Quando lo stesso Ciucci dice che nel progetto del Ponte c’è molto più del Ponte, il riferimento è anche e soprattutto a quanto dovrà essere realizzato, oltre il collegamento tra le due sponde sullo Stretto, sulle due sponde stesse.
Solo in Sicilia si tratta di opere stradali e ferroviarie per 28 chilometri (e altri 13 in Calabria), con tanto di spostamento della stazione centrale di Messina dall’attuale location a Gazzi. È stato l’ing. Gioacchino Lucangeli ad approfondire l’aspetto dei collegamenti stradali, che rientrano lungo l’asse del corridoio Scandinavo-Mediterraneo. Lo sviluppo totale delle strade è di 10,4 chilometri, di cui il 71% in galleria, il 23% all’aperto e il 6% su viadotto. Tutte le infrastrutture stradali si sviluppano sul territorio comunale di Messina, con una nuova tangenziale, di fatto, che attraversa la città interessando le località di Ganzirri, Faro Superiore, Curcuraci, Pace, Annunziata, fino alla galleria Serrazzo, collegando, dunque, la A20 e la A18 al ponte.
Il viadotto Pantano rappresenta l’approdo in città e mantiene le sei corsie per senso di marcia, per una lunghezza di poco superiore ai 400 metri; seguono i viadotti Curcuraci (tre campate per senso di marcia), Pace e Annunziata, con relativi svincoli. «In fase di progetto esecutivo – è stato spiegato rapidamente ieri (ma anche il tema dei collegamenti stradali verrà approfondito in una delle prossime sedute) – si studierà l’eventuale adeguamento del sistema di esazione (la barriera di pedaggio, sostanzialmente il “casello”, ndr) previsto nel progetto definitivo, composto da 11 porte, di cui 3 centrali reversibili, 2 esterne per il transito dei trasporti eccezionali».

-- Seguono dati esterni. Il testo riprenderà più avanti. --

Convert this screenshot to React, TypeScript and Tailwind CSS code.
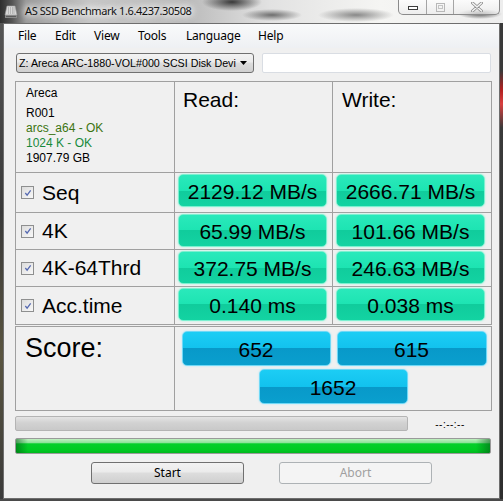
import React from "react"

const rows = [
  { label: "Seq", read: "2129.12 MB/s", write: "2666.71 MB/s" },
  { label: "4K", read: "65.99 MB/s", write: "101.66 MB/s" },
  { label: "4K-64Thrd", read: "372.75 MB/s", write: "246.63 MB/s" },
  { label: "Acc.time", read: "0.140 ms", write: "0.038 ms" },
]

const menu = [
  { label: "File", w: "w-[37px]" },
  { label: "Edit", w: "w-[39px]" },
  { label: "View", w: "w-[44px]" },
  { label: "Tools", w: "w-[48px]" },
  { label: "Language", w: "w-[72px]" },
  { label: "Help", w: "w-[40px]" },
]

function CheckBox() {
  return (
    <span className="flex size-[13px] items-center justify-center border border-[#8e8f8f] bg-[linear-gradient(135deg,#dcdcdc,#f8f8f8)]">
      <svg viewBox="0 0 9 9" className="size-[8px]">
        <path d="M1.5 4.5 L3.5 7 L7.5 1.5" fill="none" stroke="#5468b0" strokeWidth="1.4" />
      </svg>
    </span>
  )
}

function GreenBox({ value }: { value: string }) {
  return (
    <div className="flex h-[33px] w-[149px] items-center justify-center rounded-[5px] border border-[#7cf0d0] bg-[linear-gradient(180deg,#2ae9bb_0%,#1de4b2_50%,#10cc9c_50%,#13d3a2_100%)] pt-[2px] shadow-[0_0_2px_#9ef5dc] font-['Liberation_Sans',Arial,sans-serif] text-[21px] text-black">
      {value}
    </div>
  )
}

function BlueBox({ value, w }: { value: string; w: string }) {
  return (
    <div className={`flex h-[35px] ${w} items-center justify-center rounded-[5px] border border-[#6fd8f6] bg-[linear-gradient(180deg,#1ccdf4_0%,#12c2ee_50%,#0899c9_50%,#0a9fce_100%)] pt-[2px] shadow-[0_0_2px_#a5e6fa] font-['Liberation_Sans',Arial,sans-serif] text-[21px] text-black`}>
      {value}
    </div>
  )
}

export default function App() {
  return (
    <div className="flex h-[501px] w-[503px] flex-col overflow-hidden bg-[#3a3a3a] font-['Noto_Sans',sans-serif]">
      {/* Title bar */}
      <div className="flex h-[23px] shrink-0 items-start justify-between bg-[radial-gradient(ellipse_30px_6px_at_272px_15px,rgba(70,70,70,0.75),transparent),radial-gradient(ellipse_38px_7px_at_356px_15px,rgba(80,80,80,0.65),transparent),radial-gradient(ellipse_22px_5px_at_480px_14px,rgba(60,60,60,0.8),transparent),radial-gradient(ellipse_30px_9px_at_232px_2px,rgba(40,40,40,0.9),transparent),linear-gradient(90deg,#2e2e2e,#555_12px,#9a9a9a_26px,#c6c6c6_90px,#bcbcbc_190px,#e2e2e2_270px,#f5f5f3_380px,#ededed)]">
        <div className="flex h-[23px] items-center gap-[7px] pl-[4px]">
          <svg viewBox="0 0 14 14" className="size-[14px]">
            <path d="M3 1 H11 L13 10 H1 Z" fill="#d8d8d8" stroke="#9a9a9a" strokeWidth="0.6" />
            <path d="M4.5 2 V9 M6.5 2 V9 M8.5 2 V9 M10 2 V9" stroke="#a8a8a8" strokeWidth="0.7" />
            <rect x="1" y="10" width="12" height="3" fill="#8a8a8a" />
            <rect x="2" y="11" width="10" height="1" fill="#5c5c5c" />
          </svg>
          <span className="text-[11px] tracking-[-0.4px] text-[#111] [text-shadow:0_0_6px_#fff,0_0_8px_#fff,0_0_10px_#fff]">
            AS SSD Benchmark 1.6.4237.30508
          </span>
        </div>
        <div className="mr-[3px] flex h-[15px] w-[102px] overflow-hidden rounded-b-[5px] border border-t-0 border-[#8a8a8a] bg-[linear-gradient(180deg,rgba(255,255,255,0.75),rgba(235,235,235,0.7))]">
          <div className="flex w-[28px] items-center justify-center border-r border-[#a5a5a5]">
            <span className="mt-[2px] h-[4px] w-[10px] border border-[#3c3c3c] bg-white" />
          </div>
          <div className="flex w-[27px] items-center justify-center border-r border-[#a5a5a5]">
            <span className="flex size-[9px] items-center justify-center border border-[#b8b8b8]">
              <span className="h-[4px] w-[5px] border border-[#c4c4c4]" />
            </span>
          </div>
          <div className="flex flex-1 items-center justify-center">
            <svg viewBox="0 0 12 10" className="h-[10px] w-[12px]">
              <path d="M1.5 1 L10.5 9 M10.5 1 L1.5 9" stroke="#8a8a8a" strokeWidth="3" strokeLinecap="round" />
              <path d="M1.5 1 L10.5 9 M10.5 1 L1.5 9" stroke="#f4f4f4" strokeWidth="1.6" strokeLinecap="round" />
            </svg>
          </div>
        </div>
      </div>

      {/* Frame + client area */}
      <div className="flex h-[476px] shrink-0">
        <div className="w-[3px] bg-[linear-gradient(180deg,#555,#3a3a3a_40%,#5a5540_70%,#3a3a3a)]" />
        <div className="flex w-[497px] flex-col border border-[#6e6e6e] bg-[#f0f0f0]">
          {/* Menu */}
          <div className="flex h-[24px] items-center bg-[linear-gradient(180deg,#f9fafb,#eef0f3)] pl-[14px] text-[12px] tracking-[-0.2px] text-black">
            {menu.map((m) => (
              <span key={m.label} className={m.w}>
                {m.label}
              </span>
            ))}
          </div>

          {/* Drive selector */}
          <div className="mt-[5px] flex h-[20px] gap-[8px] pl-[12px]">
            <div className="flex w-[238px] items-center justify-between rounded-[3px] border border-[#707070] bg-[linear-gradient(180deg,#f3f3f3,#ebebeb_45%,#dddddd_50%,#cfcfcf)] pl-[2px] pr-[6px]">
              <span className="whitespace-nowrap font-['Liberation_Sans',Arial,sans-serif] text-[10.7px] text-black">
                Z: Areca ARC-1880-VOL#000 SCSI Disk Devi
              </span>
              <svg viewBox="0 0 7 4" className="h-[4px] w-[7px]">
                <path d="M0 0 H7 L3.5 4 Z" fill="#000" />
              </svg>
            </div>
            <div className="w-[229px] rounded-[2px] border border-[#d9dde3] bg-white" />
          </div>

          {/* Results table */}
          <div className="ml-[11px] mt-[8px] grid w-[477px] grid-cols-[158px_157px_158px] grid-rows-[90px_39px_36px_36px_37px] gap-px bg-[#a0a0a0] p-px">
            <div className="flex flex-col bg-[#f0f0f0] pl-[10px] pt-[4px] font-['Liberation_Sans',Arial,sans-serif] text-[12px] leading-[15px] text-black">
              <span>Areca</span>
              <span className="mt-[5px]">R001</span>
              <span className="text-[#3c7410]">arcs_a64 - OK</span>
              <span className="text-[#178a3c]">1024 K - OK</span>
              <span>1907.79 GB</span>
            </div>
            <div className="bg-[#f0f0f0] pl-[8px] pt-[2px] font-['Liberation_Sans',Arial,sans-serif] text-[21px] text-black">
              Read:
            </div>
            <div className="bg-[#f0f0f0] pl-[9px] pt-[2px] font-['Liberation_Sans',Arial,sans-serif] text-[21px] text-black">
              Write:
            </div>
            {rows.map((r) => (
              <React.Fragment key={r.label}>
                <div className="flex items-center gap-[8px] bg-[#f0f0f0] pl-[5px] font-['Liberation_Sans',Arial,sans-serif] text-[21px] text-black">
                  <CheckBox />
                  <span>{r.label}</span>
                </div>
                <div className="bg-[#f0f0f0] pl-[3px] pt-px">
                  <GreenBox value={r.read} />
                </div>
                <div className="bg-[#f0f0f0] pl-[3px] pt-px">
                  <GreenBox value={r.write} />
                </div>
              </React.Fragment>
            ))}
          </div>

          {/* Score */}
          <div className="ml-[11px] mt-px grid h-[85px] w-[477px] grid-cols-[158px_316px] gap-px bg-[#a0a0a0] p-px">
            <div className="bg-[#f0f0f0] pl-[9px] pt-px font-['Liberation_Sans',Arial,sans-serif] text-[27px] text-black">
              Score:
            </div>
            <div className="flex flex-col items-center gap-[3px] bg-[#f0f0f0] pt-[4px]">
              <div className="flex gap-[6px] pl-[2px]">
                <BlueBox value="652" w="w-[149px]" />
                <BlueBox value="615" w="w-[150px]" />
              </div>
              <BlueBox value="1652" w="w-[149px]" />
            </div>
          </div>

          {/* Progress */}
          <div className="ml-[11px] mt-[5px] flex h-[15px] w-[477px] items-center">
            <div className="h-[15px] w-[393px] rounded-[2px] border border-[#b4b4b4] bg-[linear-gradient(180deg,#e4e4e4,#d2d2d2_45%,#c9c9c9)]" />
            <span className="flex-1 pt-px text-center font-['Liberation_Sans',Arial,sans-serif] text-[10px] tracking-[0.5px] text-black">
              --:--:--
            </span>
          </div>
          <div className="ml-[11px] mt-[7px] h-[16px] w-[476px] rounded-[2px] border border-[#9a9a9a] bg-[linear-gradient(90deg,rgba(0,90,20,0.55),transparent_12px,transparent_calc(100%-14px),rgba(0,90,20,0.55)),linear-gradient(180deg,#c2f0c2_0%,#8fe39a_25%,#05cf2a_35%,#00cc22_75%,#00b81e_100%)]" />

          {/* Buttons */}
          <div className="mt-[8px] flex h-[22px] gap-[35px] pl-[87px] text-[12px]">
            <div className="flex w-[153px] items-center justify-center rounded-[3px] border border-[#707070] bg-[linear-gradient(180deg,#f2f2f2,#ebebeb_45%,#dddddd_50%,#cfcfcf)] text-black">
              Start
            </div>
            <div className="flex w-[153px] items-center justify-center rounded-[3px] border border-[#adb2b5] bg-[#f4f4f4] text-[#a0a0a0]">
              Abort
            </div>
          </div>
        </div>
        <div className="w-[3px] bg-[linear-gradient(180deg,#3a3a3a,#3a3a3a_10%,#b02020_14%,#d84040_17%,#3a3a3a_22%,#2e2e2e)]" />
      </div>
      <div className="h-[2px] bg-[#4a4a4a]" />
    </div>
  )
}
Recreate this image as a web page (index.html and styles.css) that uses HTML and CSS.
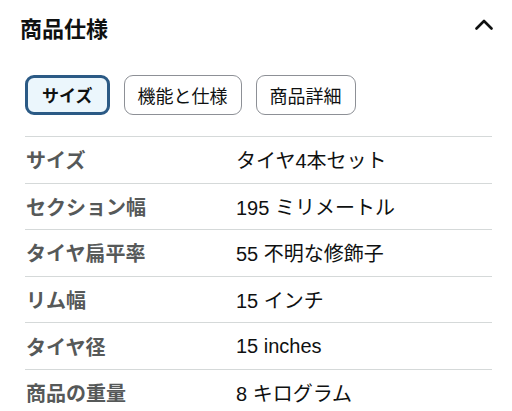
FILE: index.html
```html
<!DOCTYPE html>
<html lang="ja">
<head>
<meta charset="utf-8">
<link rel="stylesheet" href="styles.css">
</head>
<body>
<div class="panel">
  <div class="header">
    <h2 class="title">商品仕様</h2>
    <svg class="chev" width="18" height="11" viewBox="0 0 18 11"><path d="M1.5 9.5 L9 2 L16.5 9.5" fill="none" stroke="#0f1111" stroke-width="2.6" stroke-linecap="round" stroke-linejoin="round"/></svg>
  </div>
  <div class="tabs">
    <button class="tab active">サイズ</button>
    <button class="tab">機能と仕様</button>
    <button class="tab">商品詳細</button>
  </div>
  <div class="table">
    <div class="row"><div class="label">サイズ</div><div class="value">タイヤ4本セット</div></div>
    <div class="row"><div class="label">セクション幅</div><div class="value">195 ミリメートル</div></div>
    <div class="row"><div class="label">タイヤ扁平率</div><div class="value">55 不明な修飾子</div></div>
    <div class="row"><div class="label">リム幅</div><div class="value">15 インチ</div></div>
    <div class="row"><div class="label">タイヤ径</div><div class="value">15 inches</div></div>
    <div class="row"><div class="label">商品の重量</div><div class="value">8 キログラム</div></div>
  </div>
</div>
</body>
</html>
```

FILE: styles.css
```css
html, body {
  margin: 0;
  padding: 0;
  background: #ffffff;
}
body {
  font-family: "Noto Sans CJK JP", "Noto Sans", "Liberation Sans", sans-serif;
  color: #0f1111;
}
.panel {
  width: 512px;
  overflow: hidden;
}
.header {
  display: flex;
  justify-content: space-between;
  align-items: center;
  padding: 11px 19px 0 20px;
  height: 33px;
}
.title {
  margin: 0;
  font-size: 22px;
  font-weight: 700;
  line-height: 33px;
}
.chev {
  display: block;
  margin-top: -6px;
}
.tabs {
  display: flex;
  gap: 14px;
  padding: 31px 0 0 25px;
}
.tab {
  font-family: inherit;
  font-size: 18px;
  line-height: 24px;
  color: #0f1111;
  background: #ffffff;
  border: 1px solid #8d9096;
  border-radius: 9px;
  height: 40px;
  padding: 0 13px;
  box-sizing: border-box;
}
.tab.active {
  font-weight: 700;
  font-size: 17px;
  border: 3px solid #2b5a85;
  background: #ebf6fc;
  padding: 0 14px;
}
.table {
  margin: 21px 20px 0 25px;
  border-top: 1px solid #d5d9d9;
}
.row {
  display: grid;
  grid-template-columns: 211px 1fr;
  border-bottom: 1px solid #d5d9d9;
  height: 45.6px;
  align-items: center;
  font-size: 20px;
}
.label {
  color: #565959;
  font-weight: 700;
  padding-left: 1px;
}
.value {
  color: #0f1111;
  font-family: "Liberation Sans", "Noto Sans CJK JP", sans-serif;
}
```
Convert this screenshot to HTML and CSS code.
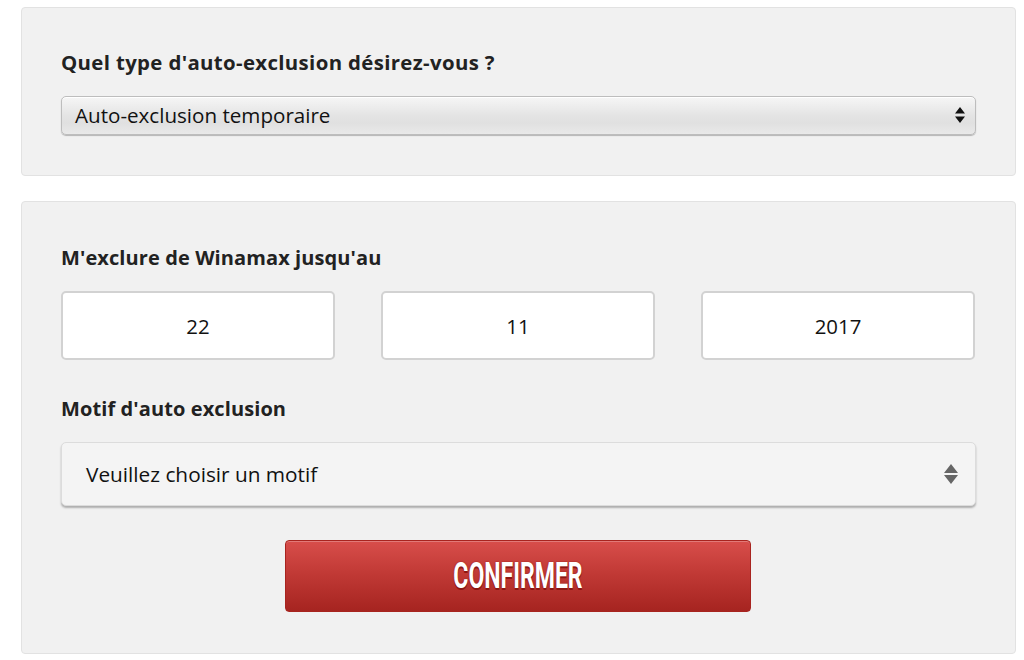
FILE: index.html
```html
<!DOCTYPE html>
<html lang="fr">
<head>
<meta charset="utf-8">
<link rel="stylesheet" href="styles.css">
</head>
<body>
<div class="page">
  <section class="panel panel-type">
    <h2 class="label label-type">Quel type d'auto-exclusion désirez-vous ?</h2>
    <div class="select-mac">
      <span>Auto-exclusion temporaire</span>
      <svg class="arrows" width="10" height="18" viewBox="0 0 10 18"><path d="M5 1 L10 7.5 L0 7.5 Z M0 10.5 L10 10.5 L5 17 Z" fill="#111"/></svg>
    </div>
  </section>
  <section class="panel panel-form">
    <h2 class="label">M'exclure de Winamax jusqu'au</h2>
    <div class="dates">
      <div class="date-box">22</div>
      <div class="date-box">11</div>
      <div class="date-box">2017</div>
    </div>
    <h2 class="label label-motif">Motif d'auto exclusion</h2>
    <div class="select-motif">
      <span>Veuillez choisir un motif</span>
      <svg class="arrows2" width="16" height="22" viewBox="0 0 16 22"><path d="M8 1 L15 10 L1 10 Z M1 12 L15 12 L8 21 Z" fill="#666"/></svg>
    </div>
    <div class="btn-row">
      <button class="confirm"><span>CONFIRMER</span></button>
    </div>
  </section>
</div>
</body>
</html>
```

FILE: styles.css
```css
* { box-sizing: border-box; }
html, body { margin: 0; padding: 0; background: #fff; }
body { font-family: "Open Sans", "Liberation Sans", sans-serif; color: #222; }
.page { padding: 7px 9px 0 21px; width: 1024px; }
.panel {
  background: #f1f1f1;
  border: 1px solid #e2e2e2;
  border-radius: 4px;
  padding: 0 39px;
  width: 995px;
}
.panel-type { height: 169px; padding-top: 40px; }
.panel-form { margin-top: 25px; height: 453px; padding-top: 42px; }
.label {
  margin: 0;
  font-size: 20px;
  font-weight: 700;
  line-height: 28px;
  color: #222;
  letter-spacing: 0.1px;
}
.label-type { font-size: 20.4px; letter-spacing: 0.35px; }
.select-mac {
  margin-top: 20px;
  height: 39px;
  border: 1px solid #bdbdbd;
  border-radius: 5px;
  background: linear-gradient(#f6f6f6 0%, #e4e4e4 50%, #e0e0e0 70%, #e9e9e9 100%);
  box-shadow: inset 0 1px 0 #fff, 0 1px 1px rgba(0,0,0,0.25);
  display: flex;
  align-items: center;
  justify-content: space-between;
  padding: 0 10px 2px 13px;
  font-size: 20.6px;
  color: #111;
}
.arrows { display: block; }
.dates {
  margin-top: 19px;
  display: grid;
  grid-template-columns: repeat(3, 274px);
  column-gap: 46px;
}
.date-box {
  height: 69px;
  background: #fff;
  border: 2px solid #d2d2d2;
  border-radius: 5px;
  display: flex;
  align-items: center;
  justify-content: center;
  font-size: 20.4px;
  color: #111;
}
.label-motif { margin-top: 35px; }
.select-motif {
  margin-top: 19px;
  height: 64px;
  background: #f4f4f4;
  border: 1px solid #dcdcdc;
  border-radius: 5px;
  box-shadow: 0 2px 2px rgba(0,0,0,0.28);
  display: flex;
  align-items: center;
  justify-content: space-between;
  padding: 0 16px 0 24px;
  font-size: 20.8px;
  color: #111;
}
.arrows2 { display: block; }
.btn-row { display: flex; justify-content: center; margin-top: 34px; padding-right: 2px; }
.confirm {
  width: 466px;
  height: 72px;
  border: 1px solid #a8241f;
  border-radius: 4px;
  background: linear-gradient(#d84e4b 0%, #c43c38 40%, #a62420 100%);
  box-shadow: inset 0 1px 0 rgba(255,255,255,0.25);
  padding: 0;
  display: flex;
  align-items: center;
  justify-content: center;
  cursor: pointer;
}
.confirm span {
  display: inline-block;
  font-family: "Roboto", "Liberation Sans", sans-serif;
  font-weight: 700;
  font-size: 36px;
  line-height: 1;
  color: #fff;
  transform: scaleX(0.64);
  text-shadow: 0 2px 0 #8c1612, 0 0 2px #8c1612;
  letter-spacing: 0;
}
```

Il “file” dei collegamenti ferroviari è stato, invece, aperto dall’ing. Giorgio Micolitti. Si tratta di 17,5 km a partire dalla Torre Nord, lungo il viadotto Pantano, dopo il quale strada e ferrovia si separano; i binari a quel punto raggiungono la galleria a doppia canna a singolo binario Sant’Agata, poi il Posto di manutenzione, quindi il tracciato proseguirà in discesa nella galleria Santa Cecilia, fino al nuovo bivio Gazzi, che rappresenta il “confine” di Stretto di Messina (ma poi subentrerà Rfi fino a Contesse). Gran parte di questo percorso si sviluppa in galleria (il 93%, 16,2 km), il 2% su viadotto e il 5% all’aperto. Spiccano, naturalmente, le tre nuove stazioni metropolitane di Papardo, Annunziata e viale Europa, i piazzali di emergenza e il cosiddetto Posto di manutenzione (un sito attrezzato per il ricovero dei carrelli destinati alle attività di manutenzione, appunto). Gli scavi a cielo aperto saranno minimizzati, è stato garantito ieri: «L’attività di scavo avverrà quai integralmente in sotterranea», con due Tbm (le famose “talpe”, come quelle oggi in azione per il cantiere del raddoppio ferroviario nella zona jonica), un avanzamento giornalierio calcolato in 10 metri e un tempo di scavo totale delle gallerie di 6 anni (incluse le opere propedeutiche e complementari). L’area di avvio dello scavo è prevista nel cantiere operativo di Contesse.
Le stazioni- fermate sono concepite per ospitare 1.200-1.300 passeggeri al giorno, fino a 300 passeggeri l’ora, nelle ore di picco, e saranno realizzate fino a 8 livelli sottoterra (30 metri di profondità), con banchine di 250 metri nelle stazioni Papardo e Annunziata e di 400 metri nella fermata Europa.
L’ultimo aspetto affrontato – sicuramente non il meno importante, considerato l’impatto e tenuto conto delle polemiche che da anni accompagnano il Ponte – è stato, da parte dell’ing. Ilaria Coppa, quello ambientale. «Lo studio di impatto ambientale – ha spiegato – è stato aggiornato», tenendo conto di quanto previsto dal “famoso” decreto legge 35, che ha limitato l’ambito della valutazione a due ambiti progettuali: le ulteriori prescrizioni riportate nella relazione del progettista, «da svilupparsi in sede di progettazione esecutiva»; gli aspetti progettuali che non sono stati valutati o sono stati oggetti di valutazioni negative nel procedimento attivato sul progetto definitivo. In quest’attività rientra una «rivalutazione delle possibili incidenze sui Siti Natura 2000», la mitigazione dell’impatto luminoso, ma anche di quello acustico sui cetacei, il ripristino degli habitat sottratti e la salvaguardia dei siti esistenti. Con tanto di monitoraggio dell’ambiente marino e dell’avifauna migratrice.